(AIM OF THE EXERCISE)
Find the word "this" in the records below. List each line containing it.

(GIVEN DATA)
——————————
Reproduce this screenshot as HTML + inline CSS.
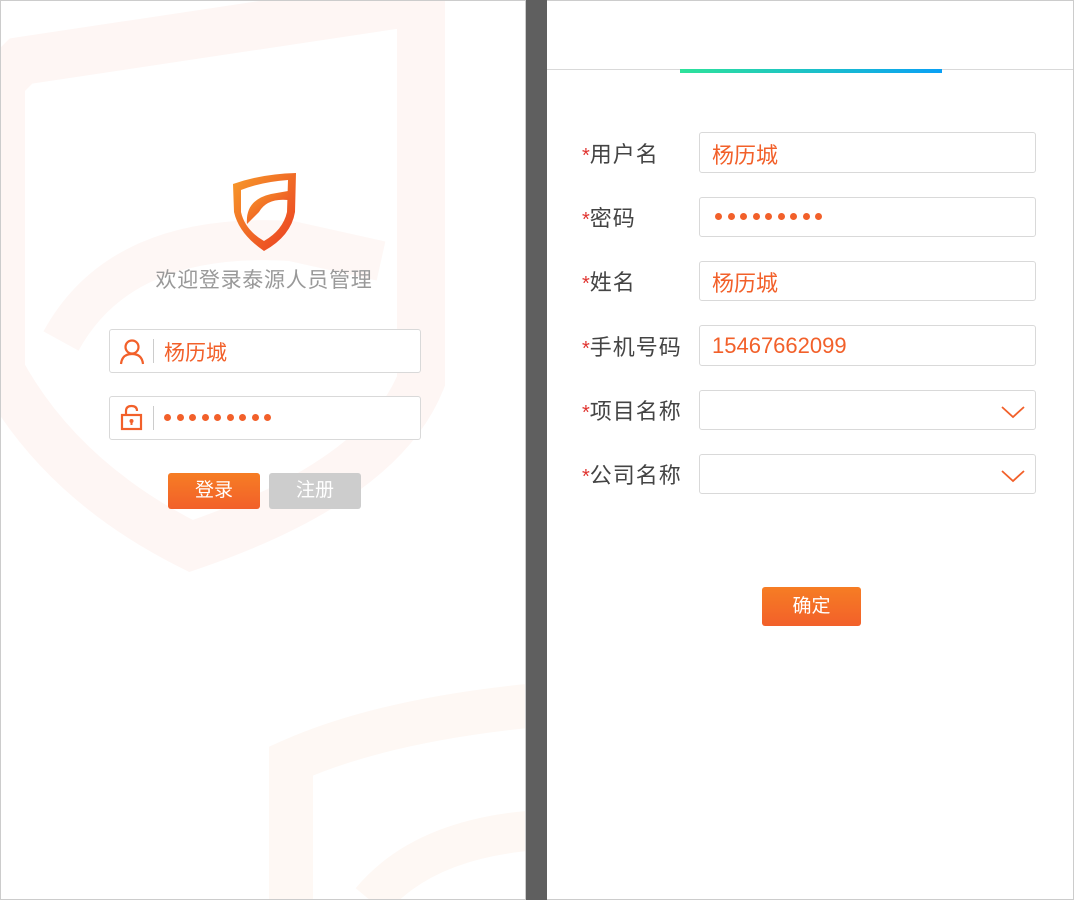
——————————
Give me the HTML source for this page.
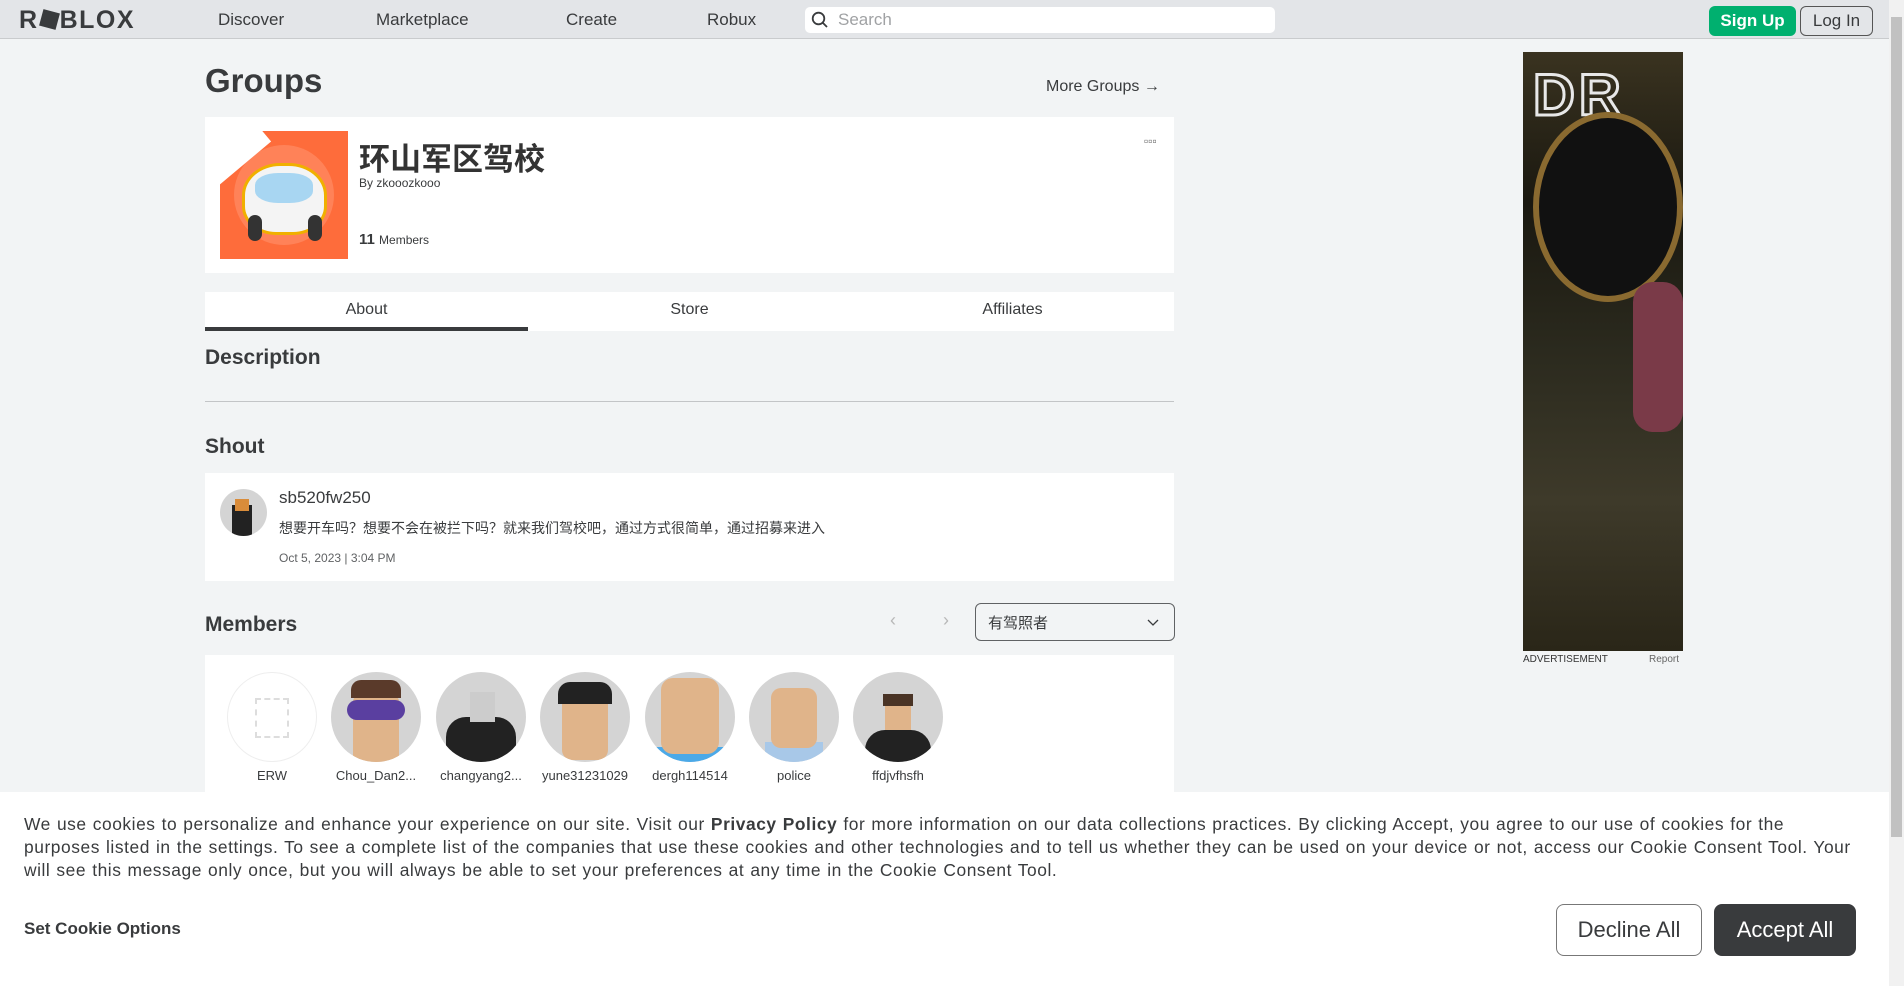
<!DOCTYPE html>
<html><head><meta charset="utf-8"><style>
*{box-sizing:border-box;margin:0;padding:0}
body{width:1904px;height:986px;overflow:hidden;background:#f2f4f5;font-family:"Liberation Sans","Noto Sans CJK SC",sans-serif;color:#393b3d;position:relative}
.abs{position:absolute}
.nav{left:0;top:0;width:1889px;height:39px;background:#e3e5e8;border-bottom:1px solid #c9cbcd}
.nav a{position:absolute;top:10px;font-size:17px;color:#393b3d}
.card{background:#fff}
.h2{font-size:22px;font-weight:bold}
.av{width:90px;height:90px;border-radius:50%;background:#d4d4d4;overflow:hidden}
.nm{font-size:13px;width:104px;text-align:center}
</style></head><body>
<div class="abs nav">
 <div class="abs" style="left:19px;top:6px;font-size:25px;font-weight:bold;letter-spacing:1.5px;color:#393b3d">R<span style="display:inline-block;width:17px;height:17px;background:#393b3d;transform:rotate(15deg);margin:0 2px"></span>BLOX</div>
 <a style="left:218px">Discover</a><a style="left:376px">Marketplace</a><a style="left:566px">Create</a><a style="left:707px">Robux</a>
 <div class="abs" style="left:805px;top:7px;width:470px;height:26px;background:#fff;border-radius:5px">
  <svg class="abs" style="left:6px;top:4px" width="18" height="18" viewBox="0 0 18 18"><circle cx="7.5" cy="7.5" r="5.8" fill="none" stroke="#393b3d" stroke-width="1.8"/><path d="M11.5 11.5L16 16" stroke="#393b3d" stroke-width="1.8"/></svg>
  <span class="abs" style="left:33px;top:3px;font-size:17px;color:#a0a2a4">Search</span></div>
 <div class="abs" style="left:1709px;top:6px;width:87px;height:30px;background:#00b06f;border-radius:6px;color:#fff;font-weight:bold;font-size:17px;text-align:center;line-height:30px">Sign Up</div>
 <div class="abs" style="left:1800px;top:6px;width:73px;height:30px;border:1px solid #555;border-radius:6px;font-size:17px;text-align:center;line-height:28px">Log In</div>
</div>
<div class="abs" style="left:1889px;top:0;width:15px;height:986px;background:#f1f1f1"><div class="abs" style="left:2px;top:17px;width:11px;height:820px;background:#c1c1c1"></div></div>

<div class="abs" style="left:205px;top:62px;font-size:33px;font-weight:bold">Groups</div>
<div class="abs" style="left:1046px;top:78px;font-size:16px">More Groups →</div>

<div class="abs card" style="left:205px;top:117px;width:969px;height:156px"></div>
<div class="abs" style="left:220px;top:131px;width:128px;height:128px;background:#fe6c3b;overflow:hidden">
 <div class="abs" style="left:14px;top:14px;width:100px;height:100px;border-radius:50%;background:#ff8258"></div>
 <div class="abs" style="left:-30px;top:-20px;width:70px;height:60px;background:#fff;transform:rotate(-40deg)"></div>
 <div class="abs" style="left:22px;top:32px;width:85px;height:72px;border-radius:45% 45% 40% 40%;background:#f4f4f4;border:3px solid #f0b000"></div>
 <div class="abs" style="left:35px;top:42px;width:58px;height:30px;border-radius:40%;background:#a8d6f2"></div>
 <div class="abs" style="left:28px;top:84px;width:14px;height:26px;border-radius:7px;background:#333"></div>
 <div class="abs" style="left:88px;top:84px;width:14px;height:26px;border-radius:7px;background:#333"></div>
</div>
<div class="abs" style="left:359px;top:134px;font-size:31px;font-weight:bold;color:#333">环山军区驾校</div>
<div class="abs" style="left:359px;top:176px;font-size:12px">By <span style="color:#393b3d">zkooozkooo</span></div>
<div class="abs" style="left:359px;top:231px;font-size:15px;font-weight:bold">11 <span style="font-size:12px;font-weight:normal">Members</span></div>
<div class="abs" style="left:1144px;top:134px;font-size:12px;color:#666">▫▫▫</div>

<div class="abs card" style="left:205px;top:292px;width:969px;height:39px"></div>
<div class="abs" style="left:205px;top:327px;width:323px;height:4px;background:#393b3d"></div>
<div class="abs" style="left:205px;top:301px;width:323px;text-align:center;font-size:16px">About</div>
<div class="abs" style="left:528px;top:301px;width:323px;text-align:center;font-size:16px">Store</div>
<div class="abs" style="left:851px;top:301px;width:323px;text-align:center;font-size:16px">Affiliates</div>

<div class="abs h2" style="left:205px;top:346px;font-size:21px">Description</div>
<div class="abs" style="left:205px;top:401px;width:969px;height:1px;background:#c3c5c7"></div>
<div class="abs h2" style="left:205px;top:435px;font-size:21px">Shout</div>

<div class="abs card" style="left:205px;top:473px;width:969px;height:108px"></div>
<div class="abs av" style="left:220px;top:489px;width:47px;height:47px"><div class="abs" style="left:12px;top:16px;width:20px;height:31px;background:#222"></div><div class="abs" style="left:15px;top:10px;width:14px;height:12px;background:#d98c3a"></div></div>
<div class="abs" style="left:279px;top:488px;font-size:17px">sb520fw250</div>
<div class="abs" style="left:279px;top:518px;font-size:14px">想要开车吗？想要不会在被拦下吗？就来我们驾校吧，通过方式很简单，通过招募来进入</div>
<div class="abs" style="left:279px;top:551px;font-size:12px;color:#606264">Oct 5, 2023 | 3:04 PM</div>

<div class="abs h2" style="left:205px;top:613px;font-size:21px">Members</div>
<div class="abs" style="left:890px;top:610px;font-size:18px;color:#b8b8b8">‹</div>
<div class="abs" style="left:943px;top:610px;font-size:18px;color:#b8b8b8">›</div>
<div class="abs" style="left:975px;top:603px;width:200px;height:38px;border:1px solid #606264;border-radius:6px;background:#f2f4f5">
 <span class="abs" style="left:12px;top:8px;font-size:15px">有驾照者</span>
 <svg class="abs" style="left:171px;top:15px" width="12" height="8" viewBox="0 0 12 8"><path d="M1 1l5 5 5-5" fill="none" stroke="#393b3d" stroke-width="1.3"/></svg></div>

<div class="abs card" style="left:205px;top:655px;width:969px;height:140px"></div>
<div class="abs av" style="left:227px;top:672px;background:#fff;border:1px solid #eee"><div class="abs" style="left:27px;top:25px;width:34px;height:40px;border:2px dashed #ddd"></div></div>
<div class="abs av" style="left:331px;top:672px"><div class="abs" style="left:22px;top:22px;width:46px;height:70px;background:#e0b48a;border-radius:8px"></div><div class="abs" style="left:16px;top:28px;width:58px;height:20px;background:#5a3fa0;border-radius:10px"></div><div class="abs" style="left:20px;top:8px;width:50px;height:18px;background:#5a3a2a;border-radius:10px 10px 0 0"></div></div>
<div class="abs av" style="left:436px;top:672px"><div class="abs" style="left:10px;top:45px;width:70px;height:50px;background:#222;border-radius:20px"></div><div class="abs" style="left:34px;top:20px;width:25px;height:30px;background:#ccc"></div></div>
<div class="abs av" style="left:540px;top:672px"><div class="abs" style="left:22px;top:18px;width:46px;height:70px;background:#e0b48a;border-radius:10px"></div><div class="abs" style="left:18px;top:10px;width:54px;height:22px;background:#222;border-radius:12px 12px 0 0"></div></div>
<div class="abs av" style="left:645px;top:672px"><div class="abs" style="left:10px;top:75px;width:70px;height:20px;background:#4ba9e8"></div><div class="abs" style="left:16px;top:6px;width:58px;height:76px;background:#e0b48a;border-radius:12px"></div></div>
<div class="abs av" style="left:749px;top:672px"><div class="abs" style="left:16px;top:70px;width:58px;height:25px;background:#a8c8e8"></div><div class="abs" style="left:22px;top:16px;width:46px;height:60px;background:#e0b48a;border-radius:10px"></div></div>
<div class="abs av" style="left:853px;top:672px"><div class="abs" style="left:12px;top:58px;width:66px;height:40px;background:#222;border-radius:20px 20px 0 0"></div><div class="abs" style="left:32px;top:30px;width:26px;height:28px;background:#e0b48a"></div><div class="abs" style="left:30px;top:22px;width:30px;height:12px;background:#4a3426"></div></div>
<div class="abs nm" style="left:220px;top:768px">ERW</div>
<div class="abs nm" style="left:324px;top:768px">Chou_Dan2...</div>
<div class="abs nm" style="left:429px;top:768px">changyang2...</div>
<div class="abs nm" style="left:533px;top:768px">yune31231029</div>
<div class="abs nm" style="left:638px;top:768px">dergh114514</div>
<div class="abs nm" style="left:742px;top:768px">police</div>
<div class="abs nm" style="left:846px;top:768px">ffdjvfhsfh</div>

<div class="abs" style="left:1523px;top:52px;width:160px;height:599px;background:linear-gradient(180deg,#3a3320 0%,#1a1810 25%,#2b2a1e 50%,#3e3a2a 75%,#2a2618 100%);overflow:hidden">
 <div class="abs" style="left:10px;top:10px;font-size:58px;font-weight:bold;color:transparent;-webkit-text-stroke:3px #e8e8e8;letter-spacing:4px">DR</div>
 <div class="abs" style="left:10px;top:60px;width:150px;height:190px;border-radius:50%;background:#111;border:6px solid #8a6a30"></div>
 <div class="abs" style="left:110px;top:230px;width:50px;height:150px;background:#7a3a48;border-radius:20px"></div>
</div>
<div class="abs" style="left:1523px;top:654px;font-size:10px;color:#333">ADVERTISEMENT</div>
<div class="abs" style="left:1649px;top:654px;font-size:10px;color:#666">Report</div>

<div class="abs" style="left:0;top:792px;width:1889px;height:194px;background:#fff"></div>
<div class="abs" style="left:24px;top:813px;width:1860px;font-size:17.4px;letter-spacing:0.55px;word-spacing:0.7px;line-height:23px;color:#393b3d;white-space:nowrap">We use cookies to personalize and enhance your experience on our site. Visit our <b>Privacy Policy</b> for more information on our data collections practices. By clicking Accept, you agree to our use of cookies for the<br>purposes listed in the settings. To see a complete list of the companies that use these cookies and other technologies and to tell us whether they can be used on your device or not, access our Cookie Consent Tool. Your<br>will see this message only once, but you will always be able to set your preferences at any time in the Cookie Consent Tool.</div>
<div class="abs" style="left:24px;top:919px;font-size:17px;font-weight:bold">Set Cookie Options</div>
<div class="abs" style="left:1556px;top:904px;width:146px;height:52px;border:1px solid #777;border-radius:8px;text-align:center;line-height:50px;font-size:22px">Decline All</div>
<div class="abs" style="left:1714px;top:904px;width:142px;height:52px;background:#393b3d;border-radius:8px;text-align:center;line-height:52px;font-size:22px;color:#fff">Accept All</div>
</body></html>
——————————
(WRITTEN SOLUTION)
Reproduce this screenshot as HTML + inline CSS.
Give me the HTML source for this page.
<div class="abs" style="left:24px;top:813px;width:1860px;font-size:17.4px;letter-spacing:0.55px;word-spacing:0.7px;line-height:23px;color:#393b3d;white-space:nowrap">We use cookies to personalize and enhance your experience on our site. Visit our <b>Privacy Policy</b> for more information on our data collections practices. By clicking Accept, you agree to our use of cookies for the<br>purposes listed in the settings. To see a complete list of the companies that use these cookies and other technologies and to tell us whether they can be used on your device or not, access our Cookie Consent Tool. Your<br>will see this message only once, but you will always be able to set your preferences at any time in the Cookie Consent Tool.</div>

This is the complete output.